Great presidents and terrible presidents inspire filmmakers. There are films about the electoral process, about the rise and fall of presidents – sinister takes on our government and idealistic ones.

The presidents with the most influential on Hollywood in recent history would be JFK, Richard Nixon, Ronald Reagan, Bill Clinton, and George W. Bush. Of those, there are two heroes and three villains, by Hollywood’s standards. This, because Hollywood is usually liberal. Republicans are villains, for the most part, which is why any major player in Hollywood with conservative beliefs is run out of town on a rail, unless their work is beyond reproach, like Clint Eastwood.

Why is Hollywood liberal? Because it is, despite its greed, corruption and lust for fame it is a compassionate bunch of misfits who made good. Misfits tend to grow up more compassionate, therefore they believe in looking out for the other guy. Republicans believe in individualism – which liberals think of as selfish and short-sighted.
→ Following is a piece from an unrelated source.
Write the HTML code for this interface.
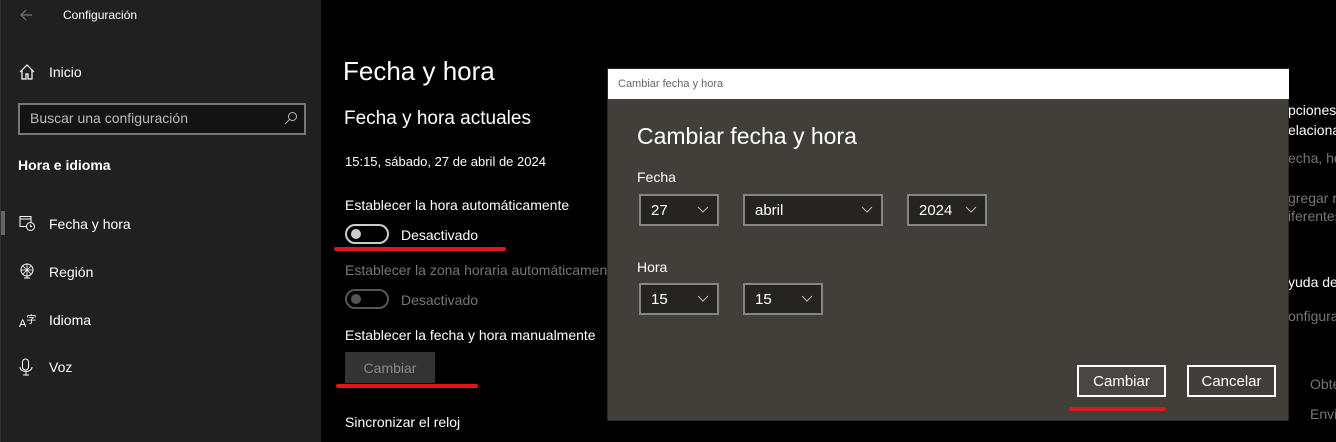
<!DOCTYPE html>
<html><head><meta charset="utf-8"><style>
*{margin:0;padding:0;box-sizing:border-box}
body{width:1336px;height:442px;overflow:hidden;background:#000;font-family:"Liberation Sans",sans-serif;color:#fff;position:relative}
.a{position:absolute;white-space:nowrap}
.side{position:absolute;left:0;top:0;width:321px;height:442px;background:#202020;border-left:1px solid #333}
.t{font-size:14px}
.gray{color:#777}
.sel{position:absolute;border:2px solid #858585;background:#252422;height:32px;font-size:15px;padding:6px 0 0 10px}
.sel svg{position:absolute;right:8px;top:10px}
.btn{position:absolute;border:2px solid #fff;background:#4a4643;font-size:15px;text-align:center;padding-top:6px;height:32px}
.red{position:absolute;height:4px;background:#e0161b;border-radius:2px}
.tog{position:absolute;width:44px;height:20px;border:2px solid #ccc;border-radius:10px}
.tog:after{content:"";position:absolute;left:4px;top:3px;width:10px;height:10px;border-radius:50%;background:#ccc}
.tog.g{border-color:#555}
.tog.g:after{background:#555}
</style></head><body>
<div class="side">
<svg class="a" style="left:18px;top:8px" width="14" height="14" viewBox="0 0 14 14"><path d="M13 7H2M7 2L2 7l5 5" stroke="#777" fill="none" stroke-width="1.2"/></svg>
<div class="a" style="left:62px;top:8px;font-size:12px">Configuración</div>
<svg class="a" style="left:18px;top:64px" width="16" height="16" viewBox="0 0 16 16"><path d="M1 8L8 1l7 7M3 6v9h4v-5h2v5h4V6" stroke="#fff" fill="none" stroke-width="1.2"/></svg>
<div class="a t" style="left:48px;top:64px">Inicio</div>
<div class="a" style="left:17px;top:103px;width:288px;height:32px;border:2px solid #777;background:#141414"></div>
<div class="a t" style="left:29px;top:110px;color:#bbb">Buscar una configuración</div>
<svg class="a" style="left:283px;top:111px" width="14" height="14" viewBox="0 0 14 14"><circle cx="8.5" cy="5.5" r="4" stroke="#bbb" fill="none"/><path d="M5.5 8.5L1 13" stroke="#bbb"/></svg>
<div class="a t" style="left:17px;top:157px;font-weight:bold">Hora e idioma</div>
<div class="a" style="left:0;top:211px;width:4px;height:24px;background:#666"></div>
<svg class="a" style="left:18px;top:215px" width="16" height="16" viewBox="0 0 16 16"><rect x="1" y="1.5" width="11" height="10" stroke="#fff" fill="none"/><path d="M1 4h11" stroke="#fff"/><circle cx="11.5" cy="11.5" r="4" fill="#202020" stroke="#fff"/><path d="M11.5 9.5v2h1.5" stroke="#fff" fill="none"/></svg>
<div class="a t" style="left:48px;top:216px">Fecha y hora</div>
<svg class="a" style="left:18px;top:263px" width="16" height="16" viewBox="0 0 16 16"><circle cx="8" cy="7" r="6" stroke="#fff" fill="none"/><path d="M2 7h12M8 1v12M4 3l8 8M12 3l-8 8" stroke="#fff" stroke-width=".8"/><path d="M8 13v2M5 15h6" stroke="#fff"/></svg>
<div class="a t" style="left:48px;top:264px">Región</div>
<div class="a" style="left:18px;top:311px;font-size:11px">A<span style="font-size:10px;font-family:'Noto Sans CJK SC',sans-serif;vertical-align:4px">字</span></div>
<div class="a t" style="left:48px;top:312px">Idioma</div>
<svg class="a" style="left:18px;top:358px" width="14" height="18" viewBox="0 0 14 18"><rect x="3.5" y="1" width="6" height="11" rx="3" stroke="#fff" fill="none"/><path d="M1 9c0 6 12 6 12 0M7 14v3M4 17h6" stroke="#fff" fill="none"/></svg>
<div class="a t" style="left:48px;top:359px">Voz</div>
</div>

<div class="a" style="left:343px;top:56px;font-size:26px">Fecha y hora</div>
<div class="a" style="left:344px;top:108px;font-size:19px">Fecha y hora actuales</div>
<div class="a" style="left:345px;top:154px;font-size:13px">15:15, sábado, 27 de abril de 2024</div>
<div class="a t" style="left:345px;top:197px">Establecer la hora automáticamente</div>
<div class="tog" style="left:345px;top:224px"></div>
<div class="a t" style="left:401px;top:227px">Desactivado</div>
<div class="red" style="left:334px;top:247px;width:172px"></div>
<div class="a t gray" style="left:345px;top:262px">Establecer la zona horaria automáticamente</div>
<div class="tog g" style="left:345px;top:289px"></div>
<div class="a t gray" style="left:401px;top:292px">Desactivado</div>
<div class="a t" style="left:345px;top:327px">Establecer la fecha y hora manualmente</div>
<div class="a t" style="left:345px;top:352px;width:90px;height:31px;background:#333;color:#888;text-align:center;padding-top:8px">Cambiar</div>
<div class="red" style="left:336px;top:384px;width:142px"></div>
<div class="a t" style="left:345px;top:414px">Sincronizar el reloj</div>

<div class="a t" style="left:1288px;top:102px">pciones</div>
<div class="a t" style="left:1288px;top:122px">elaciona</div>
<div class="a t gray" style="left:1288px;top:150px">echa, ho</div>
<div class="a t gray" style="left:1288px;top:190px">gregar r</div>
<div class="a t gray" style="left:1288px;top:208px">iferentes</div>
<div class="a t" style="left:1288px;top:274px">yuda de</div>
<div class="a t gray" style="left:1288px;top:308px">onfigura</div>
<div class="a t gray" style="left:1310px;top:376px">Obte</div>
<div class="a t gray" style="left:1310px;top:406px">Envi</div>

<div class="a" style="left:607px;top:68px;width:682px;height:353px;background:#423f3b;border:1px solid #2a2a2a">
<div class="a" style="left:0;top:0;width:681px;height:30px;background:#fff;color:#666;font-size:11px;padding:9px 0 0 10px">Cambiar fecha y hora</div>
<div class="a" style="left:29px;top:54px;font-size:23px">Cambiar fecha y hora</div>
<div class="a t" style="left:29px;top:100px">Fecha</div>
<div class="sel" style="left:31px;top:125px;width:80px">27<svg width="12" height="8"><path d="M1 1l5 5 5-5" stroke="#bbb" fill="none"/></svg></div>
<div class="sel" style="left:135px;top:125px;width:140px">abril<svg width="12" height="8"><path d="M1 1l5 5 5-5" stroke="#bbb" fill="none"/></svg></div>
<div class="sel" style="left:299px;top:125px;width:80px">2024<svg width="12" height="8"><path d="M1 1l5 5 5-5" stroke="#bbb" fill="none"/></svg></div>
<div class="a t" style="left:29px;top:190px">Hora</div>
<div class="sel" style="left:31px;top:214px;width:80px">15<svg width="12" height="8"><path d="M1 1l5 5 5-5" stroke="#bbb" fill="none"/></svg></div>
<div class="sel" style="left:135px;top:214px;width:80px">15<svg width="12" height="8"><path d="M1 1l5 5 5-5" stroke="#bbb" fill="none"/></svg></div>
<div class="btn" style="left:469px;top:296px;width:89px">Cambiar</div>
<div class="btn" style="left:579px;top:296px;width:89px;background:#423f3b">Cancelar</div>
<div class="red" style="left:461px;top:338px;width:97px"></div>
</div>
</body></html>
That’s how I see it anyway.  To that end, most of the films about Republicans tend to depict bad guys and the films about liberal presidents tend to depict good guys. But not always. Some films  hover somewhere in between. There was great internal conflict about President Clinton because, though he was one of the most popular two-term Democrats to come along since JFK, he was dogged every day of his presidency by Republicans. No, they didn’t have the racist flag to wave but they went after both Bill and Hillary Clinton over everything. They only tripped him up once and of course, because they had nothing better to do with our tax dollars, they went after Clinton’s private sexual tryst. Because she was an intern, because Clinton lied under oath, he was then going to be impeached. It’s silly to think of it now, isn’t it? The Clintons held their marriage together (because like most realistic grownup marriages they know it isn’t just about the sex), the economy was thriving — and the only fallout was a distracted president being dogged by the republicans created a vulnerability that may have facilitated an Al Qaeda attack with box cutters. Sidebar: imagine if 9/11 had happened under Obama?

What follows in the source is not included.